POL-115: American National Government and Politics

American flag
        waving

    American National Government and Politics examines the features of American politics with the goal of preparing you for lifelong political participation and
observation... whether or not you're a political science major or plan to become a politician!

    First, we will examine the philosophy behind the structures of government in the Constitution--in other words, why they were set up the way they were. Then we will study the policy making process--which we can hope will be relevant in a year without national elections--as well as some currently important policy issues.

     Recent writing assignments have included finding information about a current national policy issue, comparisons of candidate web sites, and letters to newspapers and members of Congress. The goal is to have students practice the types of research, speaking and writing they might be doing in the rest of their political lives. There are also three exams during the semester, one on each section of the course. Students are further credited for participation in classroom discussion.

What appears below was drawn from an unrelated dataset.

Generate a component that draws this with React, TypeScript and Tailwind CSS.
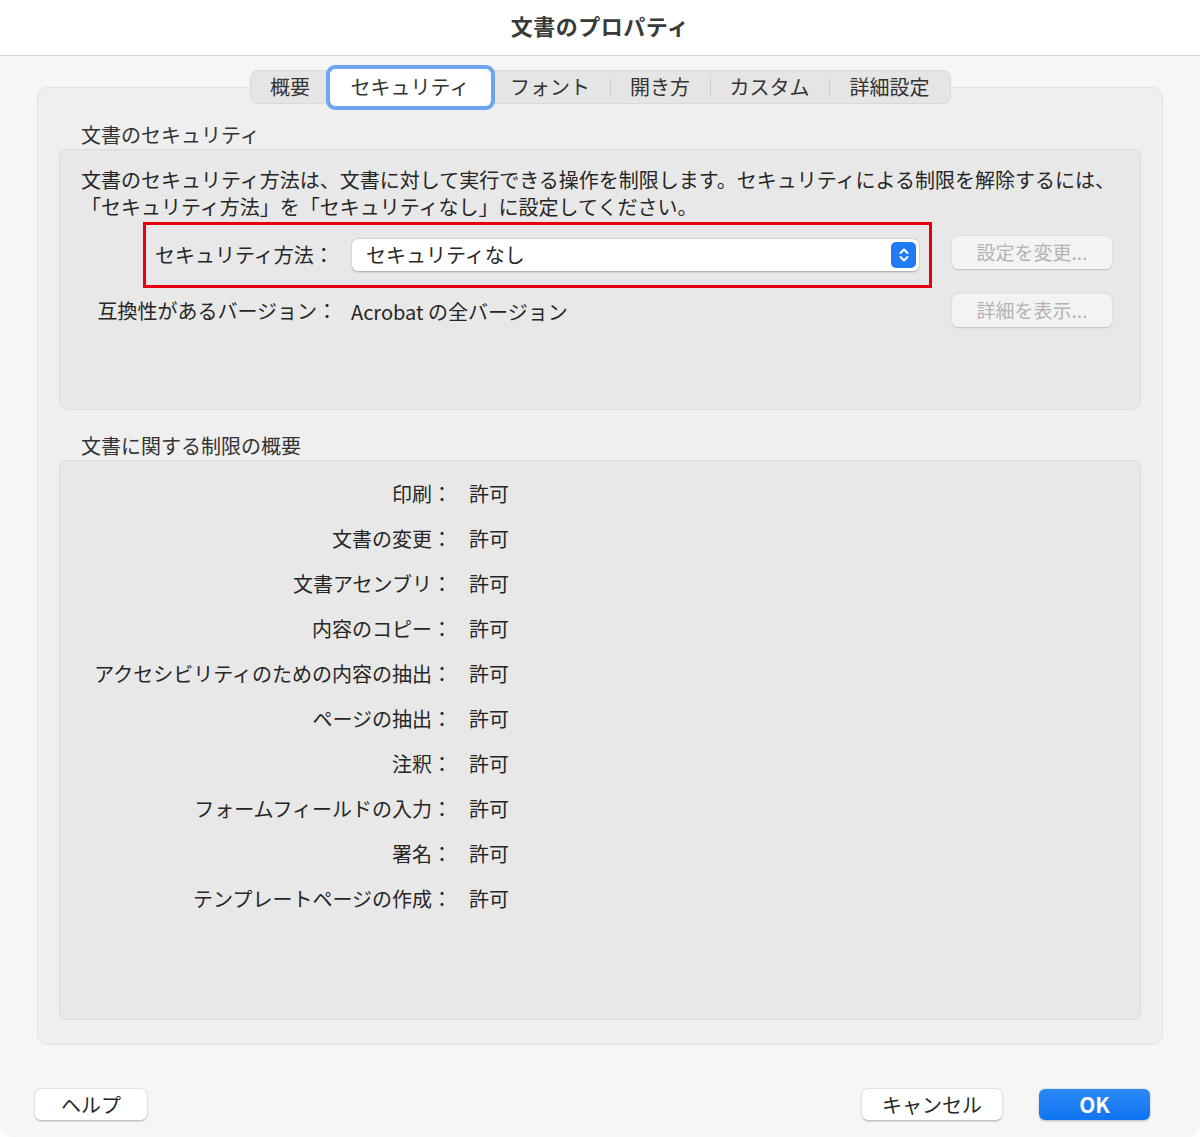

      American National Government and Politics is a prerequisite for advanced American politics courses needed for the Political Science major or minor. It counts in the "Social Science" category for fulfilling general education requirements.


American Government Links

Sources of current information: Other Print Media:
Constitution-related sites: Political information:
Sites dealing with public policy:
                              TEXTS (SPRING 2015)
	Michael E. Kraft and Scott R. Furlong, Public Policy: Politics, Analysis, and Alternatives (Sage/CQ Press, 5th ed, 2014)
Bruce F. Nesmith, Simulating the U.S. Constitutional Convention (online at crnewmood.coe.edu)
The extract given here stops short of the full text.